What are Schema, and why do they need to be Activated?

Have you heard educators and learning theorists talking about “activating the schema” but you didn’t really know what it meant?

“Schema” is a way of talking about the knowledge, ideas and understanding you have in your head and how it is organised. Specifically, it describes the connections between different ideas.

Having heavily interconnected schema is a very powerful way of both remembering new things and applying knowledge in novel ways. In this post, I’ll explain both of these points in more detail.

What are “Schema”?

The brain is like a massive library filled with ideas, knowledge, memories and understanding.

When you learn something new, it has a physical impact on your brain. It’s perhaps a little like adding a new file to the shelves in your head. But the brain is a truly massive library, and often, the things we file away in it get lost. We know it at the time, but later when we need that knowledge again, we can’t retrieve it.

A schema is like a sort of indexing system for the library in your brain. It cross-references knowledge that is related, so that it is easier to retrieve knowledge and understanding that is connected to other bits of information.

The more connected a piece of information is, the easier it is to retrieve. But it’s not only the number of connections that is important; the quality of those connections also matters. There can be countless arbitrary and accidental connections that will not necessarily help you retrieve the information when you need it, and might be more likely to bring it to mind at times when it is irrelevant.

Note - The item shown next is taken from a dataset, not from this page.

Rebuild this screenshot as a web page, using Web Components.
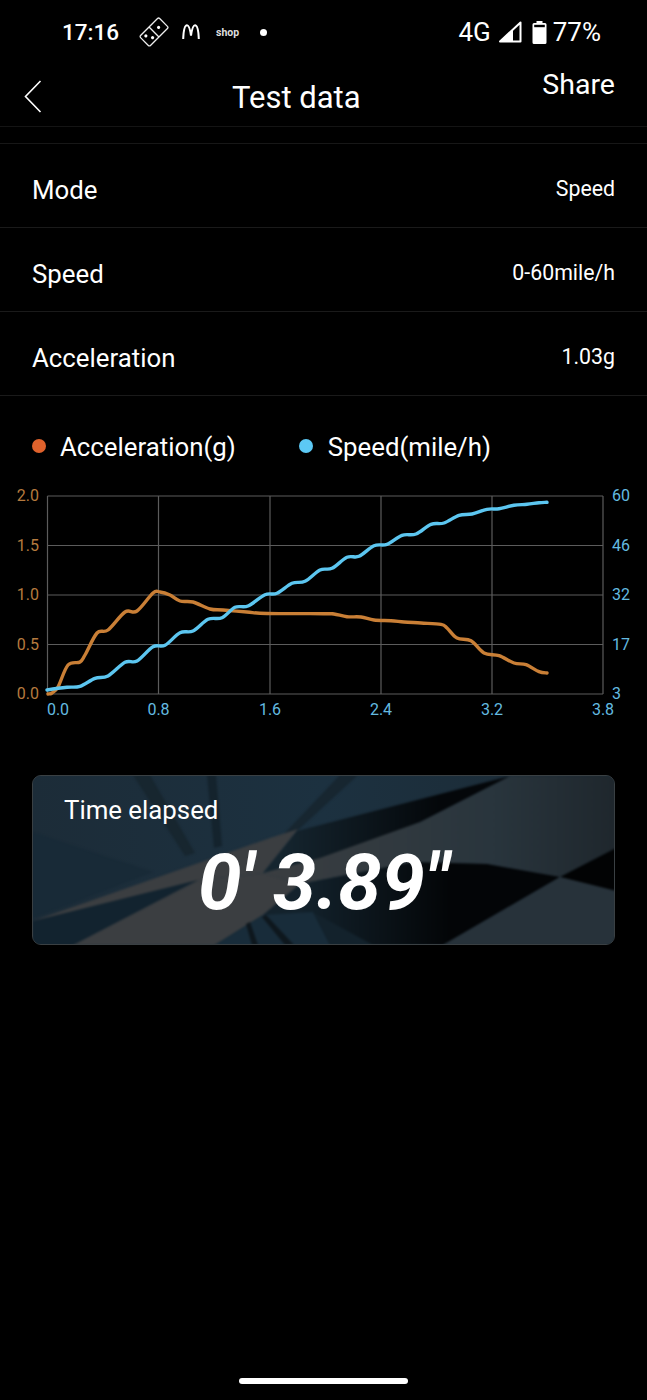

The ideal scenario is when you learn something new and catalogue it perfectly with all of the connections that will make sure you can bring it to the front of your thinking exactly when you need it. So, how do you do that? By activating the right schema when you learn…

Constructing Schema

Schema are networks of ideas.

Whether you are aware of it or not, you are building schema in your head all the time.

No learning happens in isolation, so every new thing you learn makes connections. Those connections depend on your existing knowledge and on the context you learn in.

For example, have you ever been listening to a song on the radio and found yourself suddenly thinking of some random thought from long ago? This can happen if, for example, that music was playing at the time you first had that thought or learned that thing. 

We can refer to these as triggers. One experience triggers another thought, or a whole set of thoughts and ideas.

Many of these triggers are arbitrary, accidental and therefore not very helpful. But triggers can be very powerful if you construct them more intentionally.

This is where activating schema comes in.

Activating Schema

Activating schema is something you can do before you begin learning something. You can prepare yourself for the learning experience by ensuring that you have all of the right things in mind that you want to associate with the thing you are about to learn and also by turning off any distractions that might confuse you later on.

In self-guided learning, this can be as simple as intentionally recalling your existing knowledge or relevant facts before you start learning something new. Ask yourself, what do I already know about this; what have I learned before. Perhaps even jot down some notes from memory.

This will ensure that all of these existing bits of knowledge are present in your mind as you learn the new information, and that will encourage connections to form between the old knowledge and the new. It is a way of making sure you file it in the right place and index it appropriately.

If you’re teaching students, you can conduct an activity before you start the new learning that encourages your students to focus on a particular topic or context first. Ask them to do something using their existing knowledge, or even just have a discussion about it. Then, once their minds are on the right things, introduce the new material.

This process makes the new knowledge more understandable, because it has context, and it means that you will be able to remember it more easily when you need it.

Schema and Working Memory

Another benefit of constructing schema is that it allows you to process more complex ideas by holding the whole schema in your mind rather than trying to remember multiple, discreet ideas. 

Working memory is the part of your brain that holds current information, the information that you are using right now. It might be the name of a person you have just met, a phone number you are calling or the ingredients you need to mix in a recipe.

The problem is, working memory is very limited. If you’re baking a cake that needs a lot of ingredients for the first time, you’ll need to look back at the recipe every couple of ingredients you add to check what’s next, how much and so on. But if you’ve baked that same cake several times, you will eventually be able to make it without reading the recipe. 

That’s because the recipe is now stored in your head as one single item with multiple parts. You can hold the whole recipe in your working memory, rather than having to recall each item one-by-one.

Constructing solid schema is therefore a powerful way to overcome the limitations of working memory. Through well constructed schema and well-established triggers, you can handle incredibly complex thoughts and processes in your working memory, even though research suggests that working memory only has capacity for around four to seven items at any given time.

Using Schema in Your Learning

Hopefully you can now see the value of considering schema in your approach to teaching and learning.

Whenever you want to learn something new, think carefully about how you will want to use that new knowledge in the future. What contexts will it be useful in? What problems will it help you solve? What relationships will it be relevant to?

Then take some time to call up the relevant schema before you start learning. Your existing knowledge will be held in your working memory, and new knowledge that you encounter will be able to integrate directly with that schema, making it easier to understand in the moment and easier to retrieve when needed later on.